Exercise: Find each line with the word "React" and copy it.

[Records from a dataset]
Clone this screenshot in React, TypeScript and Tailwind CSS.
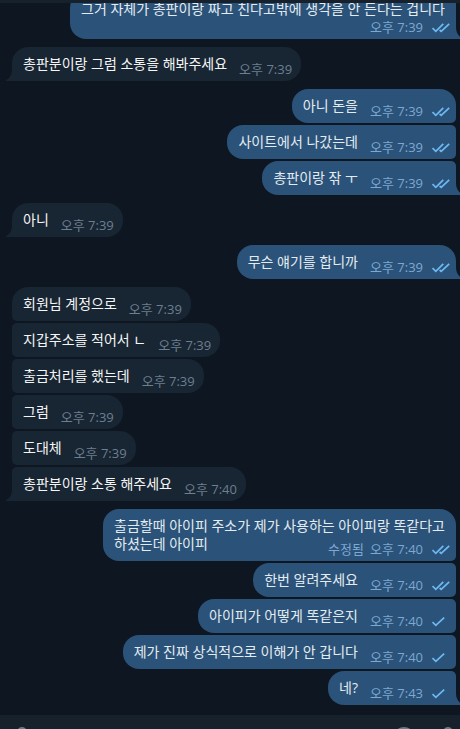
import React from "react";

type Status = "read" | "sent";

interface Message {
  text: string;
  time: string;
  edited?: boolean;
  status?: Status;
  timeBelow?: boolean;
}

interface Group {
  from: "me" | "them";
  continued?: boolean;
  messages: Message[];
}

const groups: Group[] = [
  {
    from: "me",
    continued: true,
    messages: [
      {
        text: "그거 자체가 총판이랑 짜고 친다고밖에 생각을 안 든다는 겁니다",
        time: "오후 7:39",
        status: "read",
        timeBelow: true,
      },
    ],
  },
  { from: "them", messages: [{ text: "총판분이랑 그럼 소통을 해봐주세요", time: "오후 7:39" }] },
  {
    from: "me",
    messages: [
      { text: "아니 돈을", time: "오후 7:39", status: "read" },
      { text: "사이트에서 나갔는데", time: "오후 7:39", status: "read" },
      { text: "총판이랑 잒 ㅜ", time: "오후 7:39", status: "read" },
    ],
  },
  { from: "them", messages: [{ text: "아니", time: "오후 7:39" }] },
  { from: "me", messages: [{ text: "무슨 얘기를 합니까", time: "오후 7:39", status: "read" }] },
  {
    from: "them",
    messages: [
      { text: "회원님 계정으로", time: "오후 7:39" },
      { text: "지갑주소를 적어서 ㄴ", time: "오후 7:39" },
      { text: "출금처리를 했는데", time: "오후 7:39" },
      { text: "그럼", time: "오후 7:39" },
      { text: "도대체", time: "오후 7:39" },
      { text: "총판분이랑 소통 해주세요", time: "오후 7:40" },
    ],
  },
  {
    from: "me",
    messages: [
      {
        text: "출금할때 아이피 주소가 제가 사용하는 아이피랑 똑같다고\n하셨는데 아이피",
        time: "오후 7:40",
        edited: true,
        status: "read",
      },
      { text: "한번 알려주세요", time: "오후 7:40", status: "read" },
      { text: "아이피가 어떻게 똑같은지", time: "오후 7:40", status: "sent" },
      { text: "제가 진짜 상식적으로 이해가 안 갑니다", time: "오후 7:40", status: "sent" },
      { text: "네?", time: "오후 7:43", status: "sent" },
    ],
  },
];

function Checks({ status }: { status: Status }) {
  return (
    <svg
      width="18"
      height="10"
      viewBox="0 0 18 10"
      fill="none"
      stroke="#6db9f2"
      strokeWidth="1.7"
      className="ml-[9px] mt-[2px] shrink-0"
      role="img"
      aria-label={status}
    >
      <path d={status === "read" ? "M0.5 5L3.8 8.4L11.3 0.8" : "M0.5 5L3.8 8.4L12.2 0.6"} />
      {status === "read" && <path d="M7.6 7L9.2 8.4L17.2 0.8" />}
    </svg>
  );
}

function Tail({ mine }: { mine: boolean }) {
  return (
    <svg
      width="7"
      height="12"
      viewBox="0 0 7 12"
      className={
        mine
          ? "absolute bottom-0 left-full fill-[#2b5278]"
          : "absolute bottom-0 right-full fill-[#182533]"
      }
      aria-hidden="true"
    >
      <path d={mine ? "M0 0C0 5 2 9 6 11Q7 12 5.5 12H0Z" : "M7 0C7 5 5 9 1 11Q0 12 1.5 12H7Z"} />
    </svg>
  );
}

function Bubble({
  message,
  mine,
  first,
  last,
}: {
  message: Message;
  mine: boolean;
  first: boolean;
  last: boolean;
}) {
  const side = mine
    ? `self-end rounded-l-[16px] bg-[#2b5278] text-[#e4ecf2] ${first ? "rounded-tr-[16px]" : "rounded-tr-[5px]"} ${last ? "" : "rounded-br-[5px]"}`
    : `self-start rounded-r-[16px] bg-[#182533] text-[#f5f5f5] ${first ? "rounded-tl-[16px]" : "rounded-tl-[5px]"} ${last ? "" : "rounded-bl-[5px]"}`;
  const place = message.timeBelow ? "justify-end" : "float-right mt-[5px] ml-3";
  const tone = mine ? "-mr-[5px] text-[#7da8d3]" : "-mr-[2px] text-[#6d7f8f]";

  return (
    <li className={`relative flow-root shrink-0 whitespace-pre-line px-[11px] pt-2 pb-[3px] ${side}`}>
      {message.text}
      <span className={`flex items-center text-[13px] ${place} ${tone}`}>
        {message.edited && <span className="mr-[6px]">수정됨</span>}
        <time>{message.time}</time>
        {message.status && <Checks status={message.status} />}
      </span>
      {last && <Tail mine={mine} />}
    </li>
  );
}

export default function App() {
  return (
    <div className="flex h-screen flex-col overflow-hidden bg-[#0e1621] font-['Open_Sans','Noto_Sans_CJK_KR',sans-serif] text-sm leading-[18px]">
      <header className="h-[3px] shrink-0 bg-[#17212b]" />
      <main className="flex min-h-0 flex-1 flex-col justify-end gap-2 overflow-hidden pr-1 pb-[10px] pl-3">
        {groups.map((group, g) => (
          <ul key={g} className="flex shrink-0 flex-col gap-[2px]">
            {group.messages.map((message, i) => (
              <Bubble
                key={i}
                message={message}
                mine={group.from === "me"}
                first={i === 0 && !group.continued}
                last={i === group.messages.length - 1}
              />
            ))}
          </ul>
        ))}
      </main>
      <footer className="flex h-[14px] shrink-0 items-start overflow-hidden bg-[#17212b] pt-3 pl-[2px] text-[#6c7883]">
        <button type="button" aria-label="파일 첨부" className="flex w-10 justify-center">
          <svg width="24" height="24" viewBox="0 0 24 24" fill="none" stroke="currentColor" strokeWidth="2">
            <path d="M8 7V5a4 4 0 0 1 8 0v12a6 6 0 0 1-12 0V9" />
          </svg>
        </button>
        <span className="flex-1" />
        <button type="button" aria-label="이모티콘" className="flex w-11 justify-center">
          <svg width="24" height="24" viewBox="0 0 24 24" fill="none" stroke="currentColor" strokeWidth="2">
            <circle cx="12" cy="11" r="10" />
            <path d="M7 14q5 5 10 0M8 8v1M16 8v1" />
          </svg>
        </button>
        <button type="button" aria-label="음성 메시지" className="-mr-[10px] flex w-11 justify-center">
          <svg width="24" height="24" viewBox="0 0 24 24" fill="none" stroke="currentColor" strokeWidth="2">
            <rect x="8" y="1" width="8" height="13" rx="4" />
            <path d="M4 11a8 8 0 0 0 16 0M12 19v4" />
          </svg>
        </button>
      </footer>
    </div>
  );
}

---

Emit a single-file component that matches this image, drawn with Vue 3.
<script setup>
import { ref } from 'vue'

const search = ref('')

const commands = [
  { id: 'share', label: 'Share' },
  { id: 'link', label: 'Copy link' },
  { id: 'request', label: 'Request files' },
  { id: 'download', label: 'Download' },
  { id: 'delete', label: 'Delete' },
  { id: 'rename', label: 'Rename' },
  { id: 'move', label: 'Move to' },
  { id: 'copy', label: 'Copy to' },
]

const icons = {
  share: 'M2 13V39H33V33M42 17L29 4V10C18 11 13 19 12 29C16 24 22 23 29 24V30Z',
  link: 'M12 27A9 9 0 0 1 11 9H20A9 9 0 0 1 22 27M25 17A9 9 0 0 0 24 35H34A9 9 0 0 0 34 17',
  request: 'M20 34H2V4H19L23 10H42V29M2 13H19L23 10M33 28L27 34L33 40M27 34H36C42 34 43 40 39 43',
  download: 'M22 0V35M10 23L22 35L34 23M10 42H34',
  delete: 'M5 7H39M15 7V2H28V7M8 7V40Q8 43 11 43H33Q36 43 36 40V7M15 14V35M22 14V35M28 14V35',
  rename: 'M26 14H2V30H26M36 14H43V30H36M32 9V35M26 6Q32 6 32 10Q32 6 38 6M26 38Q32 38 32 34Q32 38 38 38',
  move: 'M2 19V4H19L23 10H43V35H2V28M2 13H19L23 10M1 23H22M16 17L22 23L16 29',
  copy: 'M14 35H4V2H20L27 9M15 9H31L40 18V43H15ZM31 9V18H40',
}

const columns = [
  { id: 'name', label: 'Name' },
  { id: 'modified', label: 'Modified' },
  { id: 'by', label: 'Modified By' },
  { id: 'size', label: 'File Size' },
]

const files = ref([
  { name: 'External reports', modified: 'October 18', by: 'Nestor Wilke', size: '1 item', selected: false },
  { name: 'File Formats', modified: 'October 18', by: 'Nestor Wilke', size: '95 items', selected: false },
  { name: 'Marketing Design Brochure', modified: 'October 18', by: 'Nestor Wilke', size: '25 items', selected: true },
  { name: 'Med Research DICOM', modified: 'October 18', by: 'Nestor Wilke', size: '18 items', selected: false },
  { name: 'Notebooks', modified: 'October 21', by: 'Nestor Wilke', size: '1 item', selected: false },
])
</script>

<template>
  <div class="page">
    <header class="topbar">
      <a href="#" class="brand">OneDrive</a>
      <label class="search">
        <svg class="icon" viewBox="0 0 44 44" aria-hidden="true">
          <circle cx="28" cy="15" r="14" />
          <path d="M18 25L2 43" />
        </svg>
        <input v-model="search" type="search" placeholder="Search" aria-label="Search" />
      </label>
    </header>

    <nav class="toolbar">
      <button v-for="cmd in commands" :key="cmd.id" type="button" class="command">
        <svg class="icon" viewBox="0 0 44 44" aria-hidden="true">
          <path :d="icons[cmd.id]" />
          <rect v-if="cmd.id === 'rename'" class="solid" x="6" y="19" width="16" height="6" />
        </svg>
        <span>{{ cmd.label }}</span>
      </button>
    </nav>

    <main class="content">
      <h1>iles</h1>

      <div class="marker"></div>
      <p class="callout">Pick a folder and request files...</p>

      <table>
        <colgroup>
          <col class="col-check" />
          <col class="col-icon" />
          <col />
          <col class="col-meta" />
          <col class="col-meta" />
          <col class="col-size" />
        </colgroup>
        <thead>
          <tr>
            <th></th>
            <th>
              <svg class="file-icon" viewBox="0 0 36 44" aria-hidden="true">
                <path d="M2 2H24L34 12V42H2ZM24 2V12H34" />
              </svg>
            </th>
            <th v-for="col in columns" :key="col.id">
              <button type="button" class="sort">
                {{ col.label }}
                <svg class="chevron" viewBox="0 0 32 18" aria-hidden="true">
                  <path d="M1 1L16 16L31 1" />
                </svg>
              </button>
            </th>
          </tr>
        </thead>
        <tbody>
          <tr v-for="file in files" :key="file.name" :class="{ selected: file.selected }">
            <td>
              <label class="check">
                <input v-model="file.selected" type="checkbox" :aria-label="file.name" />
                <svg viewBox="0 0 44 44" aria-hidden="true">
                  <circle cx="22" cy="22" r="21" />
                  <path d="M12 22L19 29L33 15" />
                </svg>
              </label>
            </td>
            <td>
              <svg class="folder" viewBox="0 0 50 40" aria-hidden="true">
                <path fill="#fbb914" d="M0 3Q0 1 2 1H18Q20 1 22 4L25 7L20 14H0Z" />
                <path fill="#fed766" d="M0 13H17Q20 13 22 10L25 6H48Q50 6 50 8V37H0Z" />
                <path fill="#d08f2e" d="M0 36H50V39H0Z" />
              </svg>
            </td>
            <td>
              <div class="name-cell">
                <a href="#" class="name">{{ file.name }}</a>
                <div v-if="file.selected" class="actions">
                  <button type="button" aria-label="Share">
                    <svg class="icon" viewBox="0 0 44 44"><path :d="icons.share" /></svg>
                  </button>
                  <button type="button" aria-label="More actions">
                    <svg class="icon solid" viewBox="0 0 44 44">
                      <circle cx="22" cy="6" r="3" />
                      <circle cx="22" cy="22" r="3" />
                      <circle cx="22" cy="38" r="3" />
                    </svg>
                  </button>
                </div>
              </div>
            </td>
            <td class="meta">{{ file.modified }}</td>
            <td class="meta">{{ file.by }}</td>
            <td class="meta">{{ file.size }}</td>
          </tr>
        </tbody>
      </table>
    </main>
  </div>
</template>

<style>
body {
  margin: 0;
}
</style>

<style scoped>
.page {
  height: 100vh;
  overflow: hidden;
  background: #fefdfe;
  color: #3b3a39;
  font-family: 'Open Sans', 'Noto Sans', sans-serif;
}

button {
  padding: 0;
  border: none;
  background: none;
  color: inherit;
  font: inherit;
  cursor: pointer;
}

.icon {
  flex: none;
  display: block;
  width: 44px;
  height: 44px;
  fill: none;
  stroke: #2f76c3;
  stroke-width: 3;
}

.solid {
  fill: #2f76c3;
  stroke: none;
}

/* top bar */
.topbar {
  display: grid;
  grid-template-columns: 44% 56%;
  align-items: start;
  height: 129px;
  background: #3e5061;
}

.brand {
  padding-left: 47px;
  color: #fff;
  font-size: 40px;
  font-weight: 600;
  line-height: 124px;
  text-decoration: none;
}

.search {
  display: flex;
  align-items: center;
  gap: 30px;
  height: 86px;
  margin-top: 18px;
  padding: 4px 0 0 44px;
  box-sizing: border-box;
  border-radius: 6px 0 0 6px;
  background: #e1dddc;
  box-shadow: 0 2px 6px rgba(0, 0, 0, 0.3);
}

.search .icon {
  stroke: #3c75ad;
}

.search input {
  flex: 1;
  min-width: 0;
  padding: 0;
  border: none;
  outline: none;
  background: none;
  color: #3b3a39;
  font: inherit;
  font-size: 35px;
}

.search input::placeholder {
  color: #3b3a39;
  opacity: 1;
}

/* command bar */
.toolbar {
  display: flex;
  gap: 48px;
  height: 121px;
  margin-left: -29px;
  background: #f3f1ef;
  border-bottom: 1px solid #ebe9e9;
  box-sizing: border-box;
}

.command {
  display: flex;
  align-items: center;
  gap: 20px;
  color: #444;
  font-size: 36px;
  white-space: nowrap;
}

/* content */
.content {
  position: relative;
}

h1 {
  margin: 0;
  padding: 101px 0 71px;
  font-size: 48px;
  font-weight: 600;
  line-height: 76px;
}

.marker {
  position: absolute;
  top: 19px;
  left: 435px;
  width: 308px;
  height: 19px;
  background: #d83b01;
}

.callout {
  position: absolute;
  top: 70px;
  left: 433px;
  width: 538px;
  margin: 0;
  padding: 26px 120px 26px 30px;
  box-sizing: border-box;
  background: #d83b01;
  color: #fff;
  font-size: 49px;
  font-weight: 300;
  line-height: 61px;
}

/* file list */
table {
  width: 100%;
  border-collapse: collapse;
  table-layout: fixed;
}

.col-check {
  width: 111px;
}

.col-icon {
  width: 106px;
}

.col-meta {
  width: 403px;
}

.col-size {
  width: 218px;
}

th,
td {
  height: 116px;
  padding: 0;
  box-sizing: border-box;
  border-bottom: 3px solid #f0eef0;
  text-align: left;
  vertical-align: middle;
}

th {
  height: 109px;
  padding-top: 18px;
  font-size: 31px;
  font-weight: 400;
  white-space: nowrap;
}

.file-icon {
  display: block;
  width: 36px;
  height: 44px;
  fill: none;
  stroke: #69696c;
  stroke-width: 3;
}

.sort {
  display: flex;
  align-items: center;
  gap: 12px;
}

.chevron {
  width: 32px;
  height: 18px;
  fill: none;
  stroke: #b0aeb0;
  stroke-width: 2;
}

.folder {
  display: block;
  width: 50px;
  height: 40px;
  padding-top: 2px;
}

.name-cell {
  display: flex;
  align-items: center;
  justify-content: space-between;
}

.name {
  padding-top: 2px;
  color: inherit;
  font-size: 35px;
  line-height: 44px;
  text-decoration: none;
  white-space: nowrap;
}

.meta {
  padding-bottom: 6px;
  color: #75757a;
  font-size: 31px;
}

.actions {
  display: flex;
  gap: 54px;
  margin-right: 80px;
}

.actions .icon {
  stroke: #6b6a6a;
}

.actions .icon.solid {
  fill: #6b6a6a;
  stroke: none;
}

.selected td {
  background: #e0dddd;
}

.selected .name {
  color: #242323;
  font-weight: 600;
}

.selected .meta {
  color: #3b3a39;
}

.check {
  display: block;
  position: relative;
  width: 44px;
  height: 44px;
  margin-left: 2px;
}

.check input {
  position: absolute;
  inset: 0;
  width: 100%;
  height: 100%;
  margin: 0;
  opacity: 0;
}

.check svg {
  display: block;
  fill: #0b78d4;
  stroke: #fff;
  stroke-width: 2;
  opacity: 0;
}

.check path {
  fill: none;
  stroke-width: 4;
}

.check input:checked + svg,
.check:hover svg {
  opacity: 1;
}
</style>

Solution for this task:
Clone this screenshot in React, TypeScript and Tailwind CSS.
import React from "react";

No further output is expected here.